Supplied material |
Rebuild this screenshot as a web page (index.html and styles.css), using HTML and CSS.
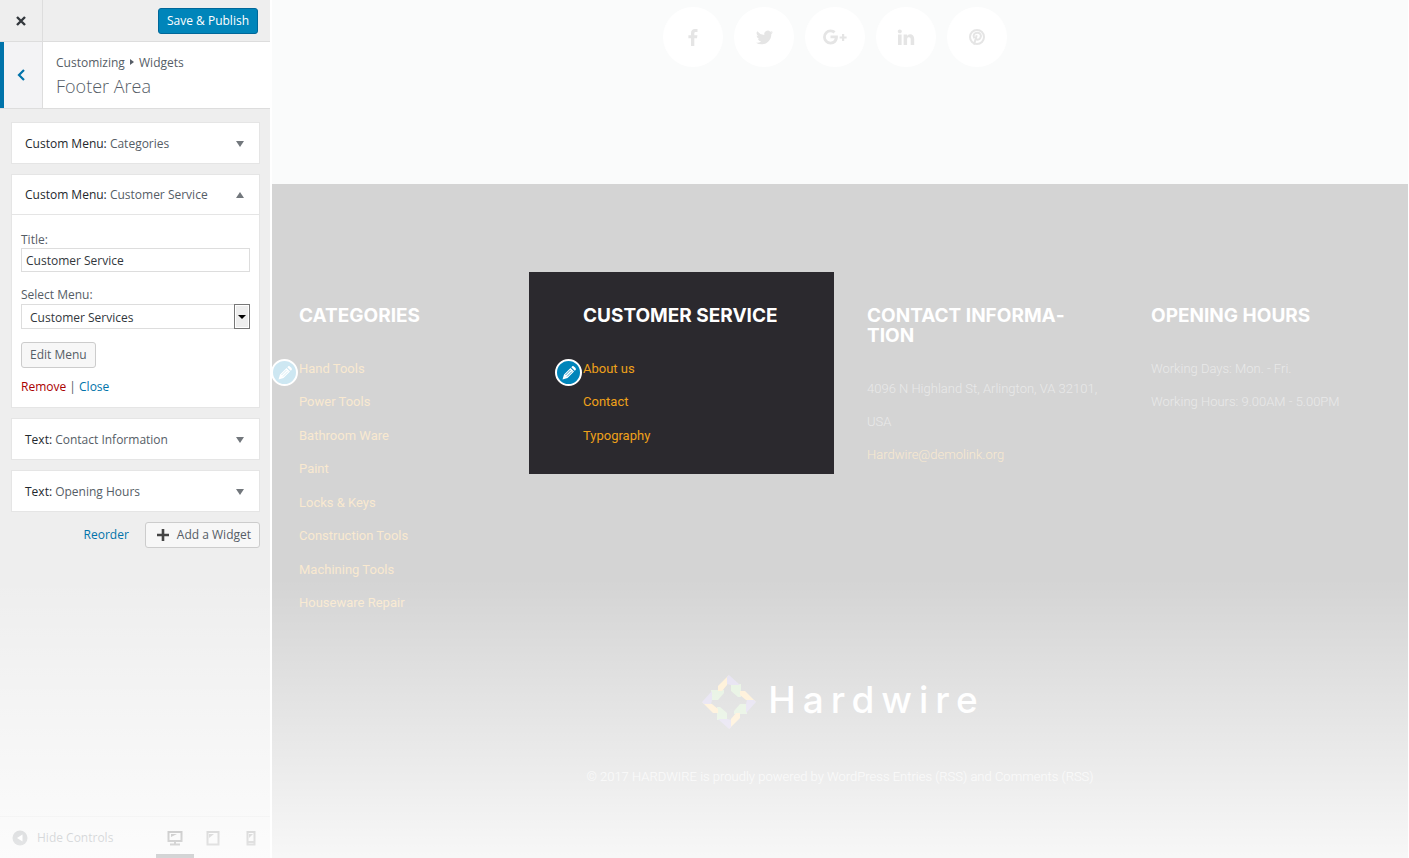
FILE: index.html
```html
<!DOCTYPE html>
<html lang="en">
<head>
<meta charset="utf-8">
<title>Customizing: Footer Area</title>
<link rel="stylesheet" href="styles.css">
</head>
<body>
<aside class="sidebar">
  <header class="topbar">
    <button class="close" aria-label="Close customizer"><svg width="12" height="12" viewBox="0 0 12 12"><path d="M2 2l8 8M10 2l-8 8" fill="none" stroke="#32373c" stroke-width="2.4"/></svg></button>
    <button class="save">Save &amp; Publish</button>
  </header>
  <div class="heading">
    <button class="back" aria-label="Back"><svg width="10" height="14" viewBox="0 0 10 14"><path d="M8 2L3 7l5 5" fill="none" stroke="#0073aa" stroke-width="2.2"/></svg></button>
    <div class="titles">
      <div class="crumbs">Customizing <svg width="6" height="6" viewBox="0 0 6 6"><path d="M1 0l4 3-4 3z" fill="#555d66"/></svg> Widgets</div>
      <h1 class="panel-title">Footer Area</h1>
    </div>
  </div>
  <div class="widgets">
    <section class="widget"><button class="widget-head"><span><b>Custom Menu:</b> Categories</span><i class="arrow"></i></button></section>
    <section class="widget">
      <button class="widget-head open"><span><b>Custom Menu:</b> Customer Service</span><i class="arrow up"></i></button>
      <form class="widget-body">
        <label class="label" for="title">Title:</label>
        <input class="field" id="title" type="text" value="Customer Service">
        <label class="label" for="menu">Select Menu:</label>
        <div class="select-wrap">
          <select class="field select" id="menu"><option>Customer Services</option></select>
          <span class="drop"></span>
        </div>
        <button class="btn" type="button">Edit Menu</button>
        <div class="links"><a class="remove" href="#">Remove</a> | <a class="link" href="#">Close</a></div>
      </form>
    </section>
    <section class="widget"><button class="widget-head"><span><b>Text:</b> Contact Information</span><i class="arrow"></i></button></section>
    <section class="widget"><button class="widget-head"><span><b>Text:</b> Opening Hours</span><i class="arrow"></i></button></section>
    <div class="actions">
      <a class="link" href="#">Reorder</a>
      <button class="btn add"><svg width="12" height="12" viewBox="0 0 12 12"><path d="M6 0v12M0 6h12" stroke="#444" stroke-width="2.6"/></svg>Add a Widget</button>
    </div>
  </div>
  <footer class="bottombar">
    <button class="hide"><svg width="16" height="16" viewBox="0 0 16 16"><circle cx="8" cy="8" r="7.5" fill="#82878c"/><path d="M10.500 4.500v7L5 8z" fill="#fff"/></svg>Hide Controls</button>
    <div class="devices">
      <button class="device active" aria-label="Desktop"><svg width="16" height="16" viewBox="0 0 16 16"><path d="M1.500 2h13v9h-13zM3 14.500h10M8 11v3" fill="none" stroke="#444" stroke-width="2"/><path d="M4 4h6L4 7z" fill="#444"/></svg></button>
      <button class="device" aria-label="Tablet"><svg width="16" height="16" viewBox="0 0 16 16"><path d="M2.500 2h11v12.500h-11z" fill="none" stroke="#777" stroke-width="2"/><path d="M4 4h5L4 8z" fill="#777"/></svg></button>
      <button class="device" aria-label="Mobile"><svg width="16" height="16" viewBox="0 0 16 16"><path d="M4.500 2h7v12.500h-7z" fill="none" stroke="#777" stroke-width="2"/><path d="M6 4h4L6 8zM5 11h6v2H5z" fill="#777"/></svg></button>
    </div>
  </footer>
</aside>
<main class="preview">
  <nav class="social">
    <a class="circle" href="#" aria-label="Facebook"><svg width="18" height="18" viewBox="0 0 18 18"><path d="M13.500 1v3h-1.700c-1.200 0-1.500.6-1.500 1.500v1.800h3.100l-.4 3h-2.700V18H7v-7.700H4.400v-3H7V5c0-2.700 1.600-4.100 4-4.100 1.100 0 2.100 0 2.500.1z"/></svg></a>
    <a class="circle" href="#" aria-label="Twitter"><svg width="17" height="17" viewBox="0 0 24 24"><path d="M24 4.600a10 10 0 0 1-2.800.8 5 5 0 0 0 2.100-2.700 10 10 0 0 1-3.100 1.200 4.900 4.900 0 0 0-8.400 4.500A14 14 0 0 1 1.700 3.100a4.900 4.900 0 0 0 1.500 6.600 5 5 0 0 1-2.200-.6c0 2.300 1.600 4.400 3.900 4.900a5 5 0 0 1-2.200.1 4.900 4.900 0 0 0 4.600 3.400A9.900 9.900 0 0 1 0 19.500a14 14 0 0 0 7.600 2.200c9.100 0 14.300-7.700 14-14.600A10 10 0 0 0 24 4.600z"/></svg></a>
    <a class="circle" href="#" aria-label="Google Plus"><svg width="26" height="18" viewBox="0 0 26 18"><path d="M8.500 7.600h7.300c.1.400.1.800.1 1.300 0 4.400-3 7.500-7.400 7.500A7.400 7.400 0 0 1 8.500 1.500c2 0 3.700.7 5 1.900l-2.100 2a4.200 4.200 0 0 0-2.900-1.100 4.700 4.700 0 0 0 0 9.400c2.900 0 4-2 4.200-3.400H8.500zM20 6h2.200v2.400h2.400v2.200h-2.400V13H20v-2.400h-2.400V8.400H20z"/></svg></a>
    <a class="circle" href="#" aria-label="LinkedIn"><svg width="18" height="18" viewBox="0 0 18 18"><path d="M1 6.600h3.600V17H1zM2.800 1.600c1.200 0 2 .8 2 1.800s-.8 1.800-2 1.800-2-.8-2-1.800.8-1.800 2-1.800zM6.600 6.600h3.500v1.500c.5-.8 1.400-1.800 3.100-1.800 2.300 0 4 1.500 4 4.800V17h-3.500v-5.500c0-1.400-.5-2.300-1.700-2.300-1 0-1.500.6-1.800 1.200-.1.300-.1.600-.1.900V17H6.600z"/></svg></a>
    <a class="circle" href="#" aria-label="Pinterest"><svg width="18" height="18" viewBox="0 0 18 18"><circle cx="9" cy="9" r="7" fill="none" stroke="#e5e5e5" stroke-width="2"/><path d="M6 16.500L8.700 7.200M6.300 10.200C4.500 7 6.500 4.800 9.300 4.800c3 0 4.300 2.300 3.200 4.800-1 2.400-3.600 2.500-4.400 1.200" fill="none" stroke="#e5e5e5" stroke-width="2"/></svg></a>
  </nav>
  <div class="site-footer">
    <div class="columns">
      <section class="column">
        <button class="edit faded" aria-label="Edit categories"><svg width="16" height="16" viewBox="0 0 16 16"><path d="M1.500 14.500l1.500-5 6.500-6.500 3.500 3.500L6.500 13zM10.300 2.200l1-1c1-.9 4.400 2.500 3.500 3.500l-1 1z" fill="#fff"/><path d="M4.500 10l5-5M6 11.500l5-5" stroke="#cde7f2" stroke-width=".8"/></svg></button>
        <h2 class="column-title">CATEGORIES</h2>
        <ul class="menu">
          <li><a href="#">Hand Tools</a></li><li><a href="#">Power Tools</a></li><li><a href="#">Bathroom Ware</a></li><li><a href="#">Paint</a></li><li><a href="#">Locks &amp; Keys</a></li><li><a href="#">Construction Tools</a></li><li><a href="#">Machining Tools</a></li><li><a href="#">Houseware Repair</a></li>
        </ul>
      </section>
      <section class="column highlight">
        <button class="edit" aria-label="Edit customer service"><svg width="16" height="16" viewBox="0 0 16 16"><path d="M1.500 14.500l1.500-5 6.500-6.500 3.500 3.500L6.500 13zM10.300 2.200l1-1c1-.9 4.400 2.500 3.500 3.500l-1 1z" fill="#fff"/><path d="M4.500 10l5-5M6 11.500l5-5" stroke="#0085ba" stroke-width=".8"/></svg></button>
        <h2 class="column-title">CUSTOMER SERVICE</h2>
        <ul class="menu"><li><a href="#">About us</a></li><li><a href="#">Contact</a></li><li><a href="#">Typography</a></li></ul>
      </section>
      <section class="column">
        <h2 class="column-title">CONTACT INFORMA&shy;TION</h2>
        <p class="text">4096 N Highland St, Arlington, VA 32101, USA<br><a href="#">Hardwire@demolink.org</a></p>
      </section>
      <section class="column">
        <h2 class="column-title">OPENING HOURS</h2>
        <p class="text">Working Days: Mon. - Fri.<br>Working Hours: 9.00AM - 5.00PM</p>
      </section>
    </div>
    <div class="brand">
      <svg width="54" height="54" viewBox="0 0 54 54"><defs><path id="corner" d="M29 9h10v13h-3l-7-6z" fill="#e0efda"/><g id="arm"><path d="M27 0L16 11v5h4l5-6z" fill="#ffeccb"/><path d="M27 0l11 10h-9l-4-1V2z" fill="#dfdaee"/></g></defs><use href="#corner"/><use href="#corner" transform="rotate(90 27 27)"/><use href="#corner" transform="rotate(180 27 27)"/><use href="#corner" transform="rotate(270 27 27)"/><use href="#arm"/><use href="#arm" transform="rotate(90 27 27)"/><use href="#arm" transform="rotate(180 27 27)"/><use href="#arm" transform="rotate(270 27 27)"/></svg>
      <span class="brand-name">Hardwire</span>
    </div>
    <p class="copyright">© 2017 HARDWIRE is proudly powered by WordPress Entries (RSS) and Comments (RSS)</p>
  </div>
</main>
<div class="fade"></div>
</body>
</html>
```
FILE: styles.css
```css
* { box-sizing: border-box; }
body { margin: 0; min-height: 100vh; display: flex; position: relative; background: #fff; font: 12px/18px "Open Sans", "Noto Sans", sans-serif; color: #555d66; }
button { font: inherit; color: inherit; cursor: pointer; margin: 0; }
a { text-decoration: none; }
.sidebar { width: 271px; flex: none; display: flex; flex-direction: column; background: #eee; border-right: 1px solid #fff; }
.topbar { display: flex; align-items: center; justify-content: space-between; height: 42px; border-bottom: 1px solid #ddd; padding-right: 12px; }
.close { width: 43px; align-self: stretch; border: 0; border-right: 1px solid #ddd; background: none; display: grid; place-items: center; }
.save { height: 26px; padding: 0 8px; border: 1px solid #006799; border-radius: 3px; background: #0085ba; color: #fff; }
.heading { display: flex; height: 67px; background: #fff; border-bottom: 1px solid #ddd; }
.back { width: 43px; border: 0; border-left: 4px solid #0073aa; border-right: 1px solid #ddd; background: #f3f3f5; padding: 0 4px 0 0; display: grid; place-items: center; }
.titles { padding: 12px 13px; }
.crumbs { line-height: 18px; }
.crumbs svg { margin: 0 1px 2px; }
.panel-title { margin: 2px 0 0; font-size: 18px; line-height: 24px; font-weight: 300; }
.widgets { flex: 1; padding: 13px 10px 13px 11px; display: flex; flex-direction: column; gap: 10px; }
.widget { background: #fff; border: 1px solid #e5e5e5; }
.widget-head { width: 100%; height: 40px; padding: 1px 15px 0 13px; border: 0; background: none; display: flex; align-items: center; justify-content: space-between; text-align: left; }
.widget-head.open { border-bottom: 1px solid #e5e5e5; }
.widget-head b { font-weight: 500; color: #23282d; }
.arrow { border: 4px solid transparent; border-top: 6px solid #72777c; border-bottom: 0; }
.arrow.up { border-top: 0; border-bottom: 6px solid #72777c; }
.widget-body { padding: 16px 9px 11px; display: flex; flex-direction: column; align-items: flex-start; }
.label { line-height: 17px; }
.field { width: 100%; height: 24px; padding: 0 4px; border: 1px solid #ddd; background: #fff; font: inherit; color: #32373c; }
.field + .label { margin-top: 14px; }
.select-wrap { position: relative; width: 100%; margin: 1px 0 13px; }
.select { appearance: none; height: 25px; padding: 2px 8px 0; border-radius: 0; display: block; }
.drop { position: absolute; top: 0; right: 0; width: 16px; height: 25px; border: 1px solid #777; background: #eee; box-shadow: inset 0 0 0 1px #fff; display: grid; place-items: center; pointer-events: none; }
.drop::after { content: ""; border: 4px solid transparent; border-top-color: #000; border-bottom: 0; }
.btn { height: 26px; padding: 0 8px; border: 1px solid #ccc; border-radius: 3px; background: #f7f7f7; }
.links { margin-top: 10px; }
.remove { color: #a00; }
.link { color: #0073aa; }
.actions { display: flex; justify-content: flex-end; align-items: center; gap: 16px; }
.add { display: flex; align-items: center; gap: 8px; padding-left: 11px; }
.bottombar { height: 42px; border-top: 1px solid #ddd; display: flex; justify-content: space-between; }
.hide { border: 0; background: none; padding: 0 12px; display: flex; align-items: center; gap: 9px; }
.devices { display: flex; }
.device { width: 38px; border: 0; background: none; padding: 0; display: grid; place-items: center; }
.device.active { border-bottom: 4px solid #191e23; padding-top: 4px; }
.preview { flex: 1; min-width: 0; margin: 0 1px; display: flex; flex-direction: column; background: #fafbfb; font-family: Roboto, sans-serif; font-size: 13px; }
.social { display: flex; justify-content: center; gap: 11px; padding: 7px 20px 117px 10px; }
.circle { width: 60px; height: 60px; border-radius: 50%; background: #fff; display: grid; place-items: center; }
.circle svg { fill: #e5e5e5; }
.site-footer { flex: 1; background: #d4d4d4; padding-top: 122px; }
.columns { display: grid; grid-template-columns: repeat(4, 1fr); }
.column { position: relative; padding: 0 16px 0 27px; }
.highlight { isolation: isolate; }
.highlight::before { content: ""; position: absolute; z-index: -1; inset: -34px 6px auto -27px; height: 202px; background: #2b292e; }
.column-title { margin: 0 0 26px; padding-right: 20px; font: 700 19px/20px Inter, sans-serif; color: #fff; }
.menu { list-style: none; margin: 0; padding: 0; line-height: 33px; }
.menu li:nth-child(even) { padding-bottom: 1px; }
.column a { color: #f9e9d0; }
.highlight .menu a { color: #efa11a; }
.text { margin: 0; line-height: 33px; font-weight: 300; color: #e9e9e9; }
.edit { position: absolute; left: -1px; top: 53px; width: 27px; height: 27px; padding: 0; border: 2px solid #fff; border-radius: 50%; background: #0085ba; display: grid; place-items: center; }
.edit.faded { background: #cde7f2; }
.brand { display: flex; justify-content: center; align-items: center; gap: 12px; margin-top: 55px; padding-left: 7px; }
.brand-name { font: 500 37px/50px Inter, sans-serif; letter-spacing: 7px; color: #fff; padding-bottom: 4px; }
.copyright { margin: 39px 0 0; text-align: center; font-weight: 300; color: #f4f4f4; }
.fade { position: absolute; inset: auto 0 0; height: 280px; pointer-events: none; background: linear-gradient(rgba(255,255,255,0), rgba(255,255,255,.82)); }
```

Directive |
Each line that holds the string "styles" counts once; give the total and nothing else.

Written response |
3